T2016-183 A method for enhancing the transmission capabilities of sapphire optical fiber for use in extreme environments.

The Need

Optical fibers are lightweight, small in diameter, and immune to electromagnetic interference. Signal attenuation over great distances is minimal and there is a high potential for large bandwidth data transfer. These qualities make optical fiber-based sensors an ideal candidate for measurements where space is limited. Silica fibers are chemically inert and have a high melting point, 1400 C, making these fibers the current gold standard for harsh environment sensing. As engineers take on ever more challenging projects the limits of silica fiber optic sensors will be pushed. Testing of silica optical fiber beyond its limits has already demonstrated problems, during increased temperature exposure the sensing capabilities of silica optical fiber began to fail and the fiber itself began to crystallize. A plethora of markets will be interested in increasing the limits of optical sensing fibers, new materials and manufacturing processes must be developed in order to move past the 1400 C threshold.

The Technology

Researchers at the Ohio State University, led by Dr. Thomas Blue, have developed a method for enhancing the transmission qualities of sapphire optical fibers by adding an internal cladding. A variety of optical and material sciences engineering challenges have prevented sapphire from becoming the dominate optical fiber material. The first challenge to using sapphire fibers in a sensing network was to increase signal transmission efficiency to that of silica fibers. The best way to increase optical signal transmission is to add a cladding to the optical fiber. However under harsh conditions the cladding needs to maintain its integrity through the whole temperature range and remain chemically inert. Dr. Blue’s brilliant solution was to create a cladding layer by irradiating the sapphire fiber this displaces the atoms a few micrometers deep which changes the index of refraction. This modified layer works as a cladding with identical thermal and chemical properties of sapphire. Dr.

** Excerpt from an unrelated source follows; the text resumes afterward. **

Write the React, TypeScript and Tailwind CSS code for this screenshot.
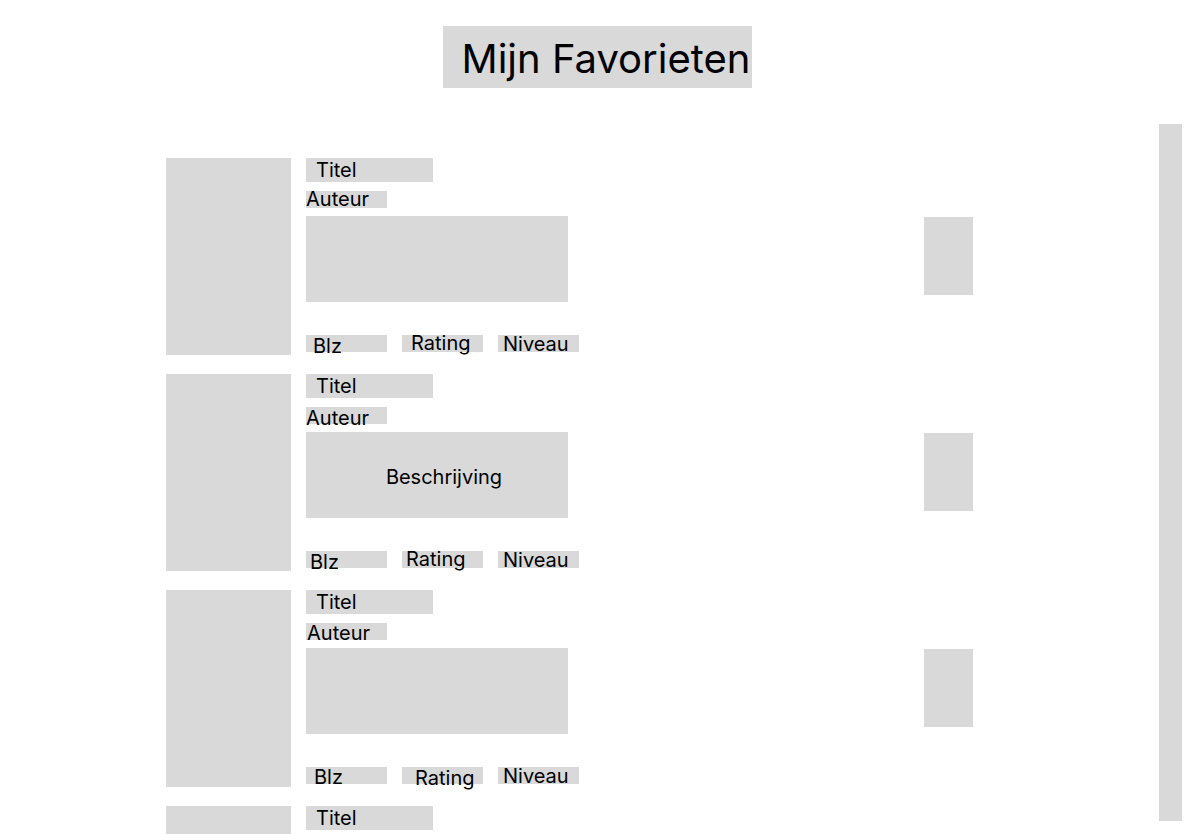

Blues technology has shown under lab conditions that it can withstand temperatures of up to 1500 C. This breakthrough will allow engineers to monitor temperatures in confined spaces under extremely harsh conditions.

Commercial Applications

This technology can be utilized to develop sensors and smart structures for:

  • Aerospace/Defense
  • Oil and Gas
  • Utilities and Construction
  • Nuclear reactor monitoring
  • Chemical plant monitoring
  • Life Sciences

Benefits/ Advantages

  • Can operate at temperatures higher than silica optical fiber, 1500 C.
  • Resists degradation by the environment compared to traditional thermocouples, due to sapphire being chemically inert.
  • Reduces the amount of light modes in the sapphire optical fiber so that the fiber can be used for distributed temperature measurements.
  • Sensing capability of the sapphire optical fiber has been demonstrated and its transmission performance is comparable to a multi-modal silica fiber with an increased thermal operating range.